Люблю и думаю и знаю.
Смотри: и рек не мыслит врозь
Существованья ткань сквозная.
В жизненном же, человеческом смысле эту позицию было очень трудно принять, особенно той женщине, которая всем своим существом только и стремилась вновь обрести утраченное. В одном из первых писем из-за границы Евгения Владимировна упрекала мужа в непоследовательности: «Я уехала из Москвы, я помнила твои слова — ты и Женичка моя семья, я не заведу себе другой, Зина не войдет в мою жизнь — эта радость — весна, с которой я не могу сейчас бороться, — и помнила, как ты ходил в последний день со мной по улице, как ты всем и каждому говорил — это моя жена, как будто жизнь наша начиналась вновь, ты надел кольцо в тот день. Ты незадолго до моего отъезда говорил мне, что возвращаешься домой, и на вопрос мой: “потому ли что я уезжаю”, — ответил, что нет, — это было в тот день, когда была Сарра Дмитриевна[19]. Я не писала тебе, я не хотела тебе мешать, я думала, что где-нибудь, на каком-нибудь углу ты найдешь нас снова и напишешь, что без нас тебе жить трудно, и очертя голову я брошусь к тебе навстречу.
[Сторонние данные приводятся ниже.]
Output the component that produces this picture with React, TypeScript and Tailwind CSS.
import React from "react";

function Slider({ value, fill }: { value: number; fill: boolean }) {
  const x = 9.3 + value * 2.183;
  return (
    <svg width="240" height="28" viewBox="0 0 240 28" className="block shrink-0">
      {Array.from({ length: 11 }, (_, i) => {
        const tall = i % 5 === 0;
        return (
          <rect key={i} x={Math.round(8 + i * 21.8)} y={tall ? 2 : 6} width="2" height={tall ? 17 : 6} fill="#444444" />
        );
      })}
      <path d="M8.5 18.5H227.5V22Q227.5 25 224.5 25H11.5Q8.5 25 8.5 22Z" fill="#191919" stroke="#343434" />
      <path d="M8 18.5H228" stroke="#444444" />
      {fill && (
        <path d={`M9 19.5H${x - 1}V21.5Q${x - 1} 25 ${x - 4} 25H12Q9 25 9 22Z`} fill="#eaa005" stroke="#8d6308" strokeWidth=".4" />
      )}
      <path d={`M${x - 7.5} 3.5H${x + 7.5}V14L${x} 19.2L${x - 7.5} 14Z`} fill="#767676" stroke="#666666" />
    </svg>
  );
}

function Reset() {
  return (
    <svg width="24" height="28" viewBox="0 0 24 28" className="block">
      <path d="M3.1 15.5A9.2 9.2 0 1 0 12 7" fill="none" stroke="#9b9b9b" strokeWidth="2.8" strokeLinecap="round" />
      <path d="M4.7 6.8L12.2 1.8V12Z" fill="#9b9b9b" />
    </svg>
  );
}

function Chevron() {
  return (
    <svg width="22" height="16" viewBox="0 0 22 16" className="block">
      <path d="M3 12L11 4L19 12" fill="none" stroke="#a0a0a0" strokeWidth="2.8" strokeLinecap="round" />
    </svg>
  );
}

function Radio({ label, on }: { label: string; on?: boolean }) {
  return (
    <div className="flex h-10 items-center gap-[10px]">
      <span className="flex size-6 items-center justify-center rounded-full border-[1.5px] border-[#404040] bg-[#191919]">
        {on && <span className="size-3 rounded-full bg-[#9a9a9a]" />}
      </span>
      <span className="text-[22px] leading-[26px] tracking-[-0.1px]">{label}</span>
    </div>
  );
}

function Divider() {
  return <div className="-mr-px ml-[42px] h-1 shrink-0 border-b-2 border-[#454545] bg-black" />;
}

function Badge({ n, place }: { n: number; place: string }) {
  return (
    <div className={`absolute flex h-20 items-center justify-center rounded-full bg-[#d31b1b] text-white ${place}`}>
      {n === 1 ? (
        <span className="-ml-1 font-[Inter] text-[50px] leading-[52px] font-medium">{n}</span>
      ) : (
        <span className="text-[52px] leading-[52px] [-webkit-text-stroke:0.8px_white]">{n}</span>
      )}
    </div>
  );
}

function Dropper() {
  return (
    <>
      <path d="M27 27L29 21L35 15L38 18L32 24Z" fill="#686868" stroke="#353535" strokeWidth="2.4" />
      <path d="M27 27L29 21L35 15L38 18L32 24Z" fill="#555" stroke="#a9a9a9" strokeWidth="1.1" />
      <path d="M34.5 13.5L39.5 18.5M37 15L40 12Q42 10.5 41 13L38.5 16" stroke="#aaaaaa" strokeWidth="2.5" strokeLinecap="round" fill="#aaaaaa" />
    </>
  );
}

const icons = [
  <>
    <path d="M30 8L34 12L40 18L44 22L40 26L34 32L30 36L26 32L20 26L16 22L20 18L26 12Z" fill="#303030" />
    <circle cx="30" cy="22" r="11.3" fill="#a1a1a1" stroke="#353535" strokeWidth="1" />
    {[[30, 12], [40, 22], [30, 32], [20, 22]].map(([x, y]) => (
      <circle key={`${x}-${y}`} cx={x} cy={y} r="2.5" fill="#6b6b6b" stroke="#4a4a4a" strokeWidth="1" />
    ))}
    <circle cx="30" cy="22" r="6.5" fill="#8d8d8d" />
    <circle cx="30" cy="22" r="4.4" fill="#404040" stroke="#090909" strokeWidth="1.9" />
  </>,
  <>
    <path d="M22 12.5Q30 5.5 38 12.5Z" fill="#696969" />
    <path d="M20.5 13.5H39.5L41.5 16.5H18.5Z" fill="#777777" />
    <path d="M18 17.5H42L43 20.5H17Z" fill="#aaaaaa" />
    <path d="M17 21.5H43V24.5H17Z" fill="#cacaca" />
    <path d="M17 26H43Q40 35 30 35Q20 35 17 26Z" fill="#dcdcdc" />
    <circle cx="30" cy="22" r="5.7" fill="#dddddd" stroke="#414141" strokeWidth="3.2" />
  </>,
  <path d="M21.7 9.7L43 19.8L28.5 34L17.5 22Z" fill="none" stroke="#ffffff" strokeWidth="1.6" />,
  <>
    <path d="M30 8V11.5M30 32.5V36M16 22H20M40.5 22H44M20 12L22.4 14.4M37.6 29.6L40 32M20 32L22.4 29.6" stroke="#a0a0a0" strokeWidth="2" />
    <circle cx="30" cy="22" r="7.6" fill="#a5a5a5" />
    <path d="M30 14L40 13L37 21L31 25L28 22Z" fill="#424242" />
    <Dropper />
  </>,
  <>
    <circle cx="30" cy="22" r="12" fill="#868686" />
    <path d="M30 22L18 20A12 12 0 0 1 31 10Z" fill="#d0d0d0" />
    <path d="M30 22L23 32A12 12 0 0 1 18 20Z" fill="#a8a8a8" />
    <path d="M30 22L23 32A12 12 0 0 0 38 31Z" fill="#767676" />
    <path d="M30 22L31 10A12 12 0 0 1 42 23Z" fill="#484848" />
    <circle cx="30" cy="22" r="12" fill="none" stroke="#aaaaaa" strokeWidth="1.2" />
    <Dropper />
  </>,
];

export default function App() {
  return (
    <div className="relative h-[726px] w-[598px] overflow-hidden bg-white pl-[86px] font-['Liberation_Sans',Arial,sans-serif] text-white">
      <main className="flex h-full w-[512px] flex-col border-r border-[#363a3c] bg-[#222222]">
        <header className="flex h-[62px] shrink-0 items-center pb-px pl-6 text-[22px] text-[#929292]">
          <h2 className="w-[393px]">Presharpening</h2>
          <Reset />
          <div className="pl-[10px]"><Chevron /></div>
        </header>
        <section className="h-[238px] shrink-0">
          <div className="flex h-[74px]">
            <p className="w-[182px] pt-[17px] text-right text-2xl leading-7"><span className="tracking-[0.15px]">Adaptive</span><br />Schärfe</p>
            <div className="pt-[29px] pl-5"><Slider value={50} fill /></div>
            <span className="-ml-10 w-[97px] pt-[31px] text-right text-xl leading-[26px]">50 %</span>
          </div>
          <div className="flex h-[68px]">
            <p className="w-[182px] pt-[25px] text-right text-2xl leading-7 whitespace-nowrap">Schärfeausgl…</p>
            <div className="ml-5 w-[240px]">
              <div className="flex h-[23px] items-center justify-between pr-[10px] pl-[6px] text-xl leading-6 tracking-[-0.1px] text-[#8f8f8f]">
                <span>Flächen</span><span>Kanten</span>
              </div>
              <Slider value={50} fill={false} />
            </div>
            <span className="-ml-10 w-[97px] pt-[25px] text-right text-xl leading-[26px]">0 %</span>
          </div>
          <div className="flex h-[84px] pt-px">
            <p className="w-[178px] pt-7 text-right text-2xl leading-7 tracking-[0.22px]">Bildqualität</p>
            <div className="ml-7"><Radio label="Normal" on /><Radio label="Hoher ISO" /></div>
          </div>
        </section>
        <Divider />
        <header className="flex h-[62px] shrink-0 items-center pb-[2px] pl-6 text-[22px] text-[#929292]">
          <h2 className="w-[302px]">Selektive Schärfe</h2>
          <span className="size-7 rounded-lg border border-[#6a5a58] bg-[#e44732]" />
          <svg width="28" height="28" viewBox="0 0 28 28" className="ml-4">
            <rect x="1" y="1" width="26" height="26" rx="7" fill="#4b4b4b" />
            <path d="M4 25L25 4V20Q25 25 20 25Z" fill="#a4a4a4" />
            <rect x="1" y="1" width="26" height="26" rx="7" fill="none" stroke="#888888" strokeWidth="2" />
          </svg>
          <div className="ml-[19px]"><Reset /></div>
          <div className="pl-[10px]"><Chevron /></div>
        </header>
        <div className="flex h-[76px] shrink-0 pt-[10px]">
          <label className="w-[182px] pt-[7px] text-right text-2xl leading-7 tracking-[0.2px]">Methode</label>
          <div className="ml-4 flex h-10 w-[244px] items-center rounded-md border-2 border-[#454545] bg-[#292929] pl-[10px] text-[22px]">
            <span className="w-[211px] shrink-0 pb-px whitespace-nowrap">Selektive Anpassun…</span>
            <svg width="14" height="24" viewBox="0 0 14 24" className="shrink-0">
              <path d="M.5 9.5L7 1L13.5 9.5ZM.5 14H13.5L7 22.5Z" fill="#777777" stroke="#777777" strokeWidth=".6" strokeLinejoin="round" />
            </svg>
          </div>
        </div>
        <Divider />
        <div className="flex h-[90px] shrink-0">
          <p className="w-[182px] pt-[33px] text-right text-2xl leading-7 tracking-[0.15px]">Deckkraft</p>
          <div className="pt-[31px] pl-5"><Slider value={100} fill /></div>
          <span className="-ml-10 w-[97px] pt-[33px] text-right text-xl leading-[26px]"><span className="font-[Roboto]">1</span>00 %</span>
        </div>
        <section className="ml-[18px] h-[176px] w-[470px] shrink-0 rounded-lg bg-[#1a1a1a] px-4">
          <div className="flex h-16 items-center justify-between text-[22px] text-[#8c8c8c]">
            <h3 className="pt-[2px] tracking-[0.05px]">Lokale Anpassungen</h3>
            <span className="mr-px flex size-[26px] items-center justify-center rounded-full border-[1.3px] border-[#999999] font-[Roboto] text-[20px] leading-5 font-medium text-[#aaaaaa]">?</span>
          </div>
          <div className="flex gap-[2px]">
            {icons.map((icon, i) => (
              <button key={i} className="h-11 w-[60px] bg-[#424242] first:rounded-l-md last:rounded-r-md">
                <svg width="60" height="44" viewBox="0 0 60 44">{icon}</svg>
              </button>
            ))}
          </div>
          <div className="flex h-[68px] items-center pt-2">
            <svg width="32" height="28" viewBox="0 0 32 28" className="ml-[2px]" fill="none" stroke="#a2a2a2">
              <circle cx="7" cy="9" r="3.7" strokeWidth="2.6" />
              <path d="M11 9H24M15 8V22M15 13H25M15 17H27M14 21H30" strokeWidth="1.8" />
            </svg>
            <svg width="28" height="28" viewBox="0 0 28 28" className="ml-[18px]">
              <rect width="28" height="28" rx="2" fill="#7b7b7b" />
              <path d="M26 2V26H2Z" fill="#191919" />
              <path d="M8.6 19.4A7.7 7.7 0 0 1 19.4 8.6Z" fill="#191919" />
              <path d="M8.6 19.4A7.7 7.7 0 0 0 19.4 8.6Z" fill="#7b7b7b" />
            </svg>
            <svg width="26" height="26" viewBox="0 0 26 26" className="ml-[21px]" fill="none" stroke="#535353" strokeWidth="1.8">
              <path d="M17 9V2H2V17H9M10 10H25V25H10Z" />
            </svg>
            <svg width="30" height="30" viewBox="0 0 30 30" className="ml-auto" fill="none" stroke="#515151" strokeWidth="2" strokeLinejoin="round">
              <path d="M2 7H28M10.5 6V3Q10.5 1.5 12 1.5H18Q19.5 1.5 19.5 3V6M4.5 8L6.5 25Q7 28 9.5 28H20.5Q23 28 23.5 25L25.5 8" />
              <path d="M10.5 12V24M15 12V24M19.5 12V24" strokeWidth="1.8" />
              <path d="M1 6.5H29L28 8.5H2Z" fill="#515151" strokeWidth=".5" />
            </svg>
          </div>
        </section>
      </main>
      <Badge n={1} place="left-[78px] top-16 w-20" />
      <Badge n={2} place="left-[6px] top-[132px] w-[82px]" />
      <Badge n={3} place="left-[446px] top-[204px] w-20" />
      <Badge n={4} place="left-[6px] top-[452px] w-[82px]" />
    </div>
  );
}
Я так глубоко верила (потому что любила тебя и нашу жизнь с Женичкой), что не может быть, чтоб ты не вернулся, так уже давным-давно при Шуре и Ирине я расставалась с тобой, веря, что ты от нас не уйдешь. Зачем ты сейчас говоришь, что наша жизнь для меня была пыткой, зачем сейчас уверяешь в этом других, было многое и разное, но связь наша, дружба и жизнь крепла. Ведь проще всего вспомнить последнее лето, — все вначале были несчастны, я была спокойна, а когда ты приехал, счастлива, люди ворвались в нашу жизнь — ты ее не защитил»{197}.